- _Available records_

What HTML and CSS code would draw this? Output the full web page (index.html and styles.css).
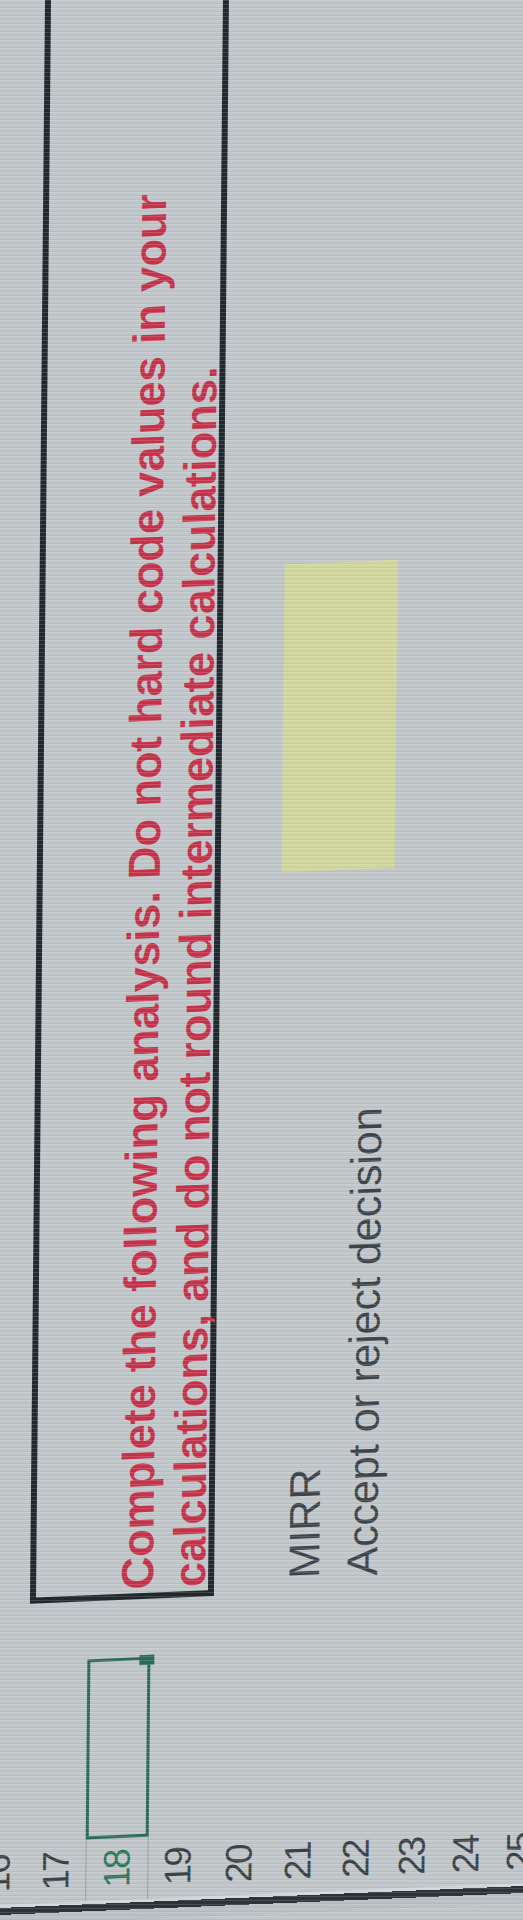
FILE: index.html
```html
<!DOCTYPE html>
<html lang="en">
<head>
<meta charset="utf-8">
<title>Spreadsheet photo</title>
<link rel="stylesheet" href="styles.css">
</head>
<body>
<div class="sheet">
  <div class="bezel"></div>

  <div class="rh g1">16</div>
  <div class="rh g2">17</div>
  <div class="rh g3 active">18</div>
  <div class="rh g4">19</div>
  <div class="rh g5">20</div>
  <div class="rh g6">21</div>
  <div class="rh g7">22</div>
  <div class="rh g8">23</div>
  <div class="rh g9">24</div>
  <div class="rh g10">25</div>

  <div class="selected"><span class="handle"></span></div>

  <div class="note">Complete the following analysis. Do not hard code values in your<br>calculations, and do not round intermediate calculations.</div>

  <div class="label g6">MIRR</div>
  <div class="label g7">Accept or reject decision</div>

  <div class="input"></div>
</div>
</body>
</html>
```
FILE: styles.css
```css
html, body {
  margin: 0;
  padding: 0;
  width: 523px;
  height: 1920px;
  overflow: hidden;
}

body {
  background: #c0c6c9;
  font-family: "Liberation Sans", Arial, sans-serif;
  position: relative;
}

body::after {
  content: "";
  position: fixed;
  inset: 0;
  pointer-events: none;
  background: repeating-linear-gradient(180deg,
    rgba(255, 255, 255, 0.14) 0 1px,
    rgba(255, 255, 255, 0) 1px 3px,
    rgba(50, 60, 70, 0.06) 3px 4px);
}

.sheet {
  width: 1960px;
  display: grid;
  grid-template-columns: 20px 62px 180px 58px 721px 308px 1fr;
  grid-template-rows: 58px 59px 63px 60px 61px 58px 58px 54px 53px 56px;
  transform-origin: 0 0;
  transform: translate(120px, 1700px) matrix(1, -0.042, -0.0094, 1, 0, 0) translate(-120px, -1700px) translateY(1920px) rotate(-90deg) translateY(-30px);
}

.bezel {
  grid-column: 1;
  grid-row: 1 / -1;
  background: linear-gradient(to right, #bac0c3 0 10px, #2b3338 10px 17px, #d3d8da 17px 20px);
}

.g1 { grid-row: 1; }
.g2 { grid-row: 2; }
.g3 { grid-row: 3; }
.g4 { grid-row: 4; }
.g5 { grid-row: 5; }
.g6 { grid-row: 6; }
.g7 { grid-row: 7; }
.g8 { grid-row: 8; }
.g9 { grid-row: 9; }
.g10 { grid-row: 10; }

.rh {
  grid-column: 2;
  display: flex;
  align-items: center;
  justify-content: center;
  font-size: 37px;
  letter-spacing: -2px;
  color: #3a4246;
  box-sizing: border-box;
}

.rh.active {
  color: #2e7658;
  border-top: 1px solid rgba(70, 100, 100, 0.35);
  border-bottom: 1px solid rgba(70, 100, 100, 0.35);
}

.selected {
  grid-column: 3;
  grid-row: 3;
  position: relative;
  border: 3px solid #2c6a5a;
  box-sizing: border-box;
}

.handle {
  position: absolute;
  right: -5px;
  bottom: -7px;
  width: 10px;
  height: 15px;
  background: #2c6a5a;
}

.note {
  grid-column: 5 / 8;
  grid-row: 2 / 5;
  margin: 1px 0 -3px 0;
  border: 6px solid #20282d;
  box-sizing: border-box;
  padding: 76px 0 0 4px;
  font-weight: 700;
  font-size: 45px;
  line-height: 52px;
  color: #c5334b;
  white-space: nowrap;
}

.label {
  grid-column: 5;
  align-self: start;
  padding: 11px 0 0 14px;
  font-size: 43px;
  line-height: 43px;
  color: #3d454b;
  white-space: nowrap;
}

.input {
  grid-column: 6;
  grid-row: 6 / 8;
  margin-top: 3px;
  background: #d2d79c;
}
```
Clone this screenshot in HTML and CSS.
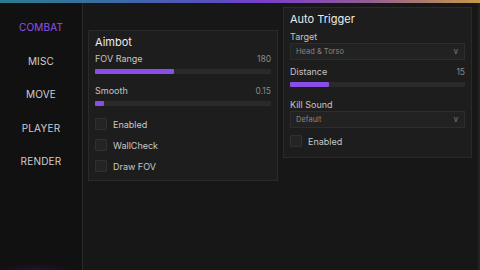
FILE: index.html
```html
<!DOCTYPE html>
<html lang="en">
<head>
    <meta charset="UTF-8">
    <meta name="viewport" content="width=device-width, initial-scale=1.0">
    <title>Menu</title>
    <link rel="stylesheet" href="styles.css">
</head>
<body>
    <div class="top-bar"></div>
    <div class="window">
        <nav class="sidebar">
            <div class="tab active">COMBAT</div>
            <div class="tab">MISC</div>
            <div class="tab">MOVE</div>
            <div class="tab">PLAYER</div>
            <div class="tab">RENDER</div>
        </nav>
        <main class="content">
            <div class="column left-col">
                <section class="panel">
                    <div class="panel-title">Aimbot</div>
                    <div class="slider">
                        <div class="slider-head"><span>FOV Range</span><span class="value">180</span></div>
                        <div class="track"><div class="fill" style="width: 45%"></div></div>
                    </div>
                    <div class="slider">
                        <div class="slider-head"><span>Smooth</span><span class="value">0.15</span></div>
                        <div class="track"><div class="fill" style="width: 5%"></div></div>
                    </div>
                    <div class="checks">
                        <label class="check"><span class="box"></span>Enabled</label>
                        <label class="check"><span class="box"></span>WallCheck</label>
                        <label class="check"><span class="box"></span>Draw FOV</label>
                    </div>
                </section>
            </div>
            <div class="column right-col">
                <section class="panel panel-tall">
                    <div class="panel-title">Auto Trigger</div>
                    <div class="field">
                        <div class="field-label">Target</div>
                        <div class="select"><span>Head &amp; Torso</span><span class="caret">v</span></div>
                    </div>
                    <div class="slider">
                        <div class="slider-head"><span>Distance</span><span class="value">15</span></div>
                        <div class="track"><div class="fill" style="width: 22%"></div></div>
                    </div>
                    <div class="field">
                        <div class="field-label">Kill Sound</div>
                        <div class="select"><span>Default</span><span class="caret">v</span></div>
                    </div>
                    <div class="checks">
                        <label class="check"><span class="box"></span>Enabled</label>
                    </div>
                </section>
            </div>
        </main>
    </div>
</body>
</html>
```

FILE: styles.css
```css
* {
    box-sizing: border-box;
}

body {
    margin: 0;
    width: 480px;
    height: 270px;
    overflow: hidden;
    background: #171717;
    font-family: Inter, "Noto Sans", sans-serif;
    color: #d4d4d4;
}

.top-bar {
    height: 3px;
    background: linear-gradient(90deg, #2a7d8d 0%, #3d6aa6 25%, #5a4fc0 45%, #7a3ecb 55%, #8f5a98 75%, #c49a48 100%);
}

.window {
    display: flex;
    height: 267px;
    border-right: 2px solid #222;
}

.sidebar {
    width: 83px;
    flex-shrink: 0;
    background: #111111 radial-gradient(ellipse 40px 6px at 45% 100%, rgba(70, 30, 150, 0.25), transparent);
    border-right: 1px solid #2a2a2a;
    padding-top: 8px;
    display: flex;
    flex-direction: column;
}

.tab {
    height: 33.5px;
    line-height: 33.5px;
    text-align: center;
    font-size: 10px;
    letter-spacing: 0.2px;
    color: #cfcfcf;
}

.tab.active {
    color: #8c55ea;
}

.content {
    flex: 1;
    display: flex;
    align-items: flex-start;
    gap: 5px;
    padding: 0 6px 0 5px;
}

.column {
    width: 190px;
}

.left-col {
    margin-top: 27px;
}

.right-col {
    margin-top: 4px;
    width: 189px;
}

.panel {
    background: #1d1d1d;
    border: 1px solid #2a2a2a;
    padding: 4px 6px 8px 6px;
}

.panel-tall {
    padding-bottom: 10px;
}

.panel-title {
    font-size: 11px;
    line-height: 14px;
    color: #ececec;
    margin-bottom: 4px;
}

.slider {
    margin-bottom: 11px;
}

.slider-head {
    display: flex;
    justify-content: space-between;
    font-size: 9px;
    line-height: 12px;
    color: #c4c4c4;
}

.value {
    font-size: 8.5px;
    color: #8a8a8a;
}

.track {
    height: 5px;
    margin-top: 4px;
    background: #2a2a2a;
    border-radius: 1px;
}

.fill {
    height: 100%;
    background: #8a4ee8;
    border-radius: 1px;
}

.field {
    padding-top: 1px;
    margin-bottom: 6px;
}

.field-label {
    font-size: 9px;
    line-height: 12px;
    color: #c4c4c4;
}

.select {
    display: flex;
    justify-content: space-between;
    align-items: center;
    height: 17px;
    padding: 0 6px 0 5px;
    background: #222222;
    border: 1px solid #2d2d2d;
    font-size: 7.5px;
    color: #858585;
}

.caret {
    font-size: 7.5px;
}

.checks {
    display: flex;
    flex-direction: column;
    gap: 9px;
    padding-top: 1px;
}

.check {
    display: flex;
    align-items: center;
    height: 12px;
    font-size: 9px;
    color: #c8c8c8;
}

.box {
    width: 12px;
    height: 12px;
    margin-right: 6px;
    background: #242424;
    border: 1px solid #303030;
    border-radius: 1px;
}
```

- _Problem statement_
Return each line among the entries that holds the word "this".

- _The completed task_
What HTML and CSS code would draw this? Output the full web page (index.html and styles.css).
Clone this screenshot in HTML and CSS.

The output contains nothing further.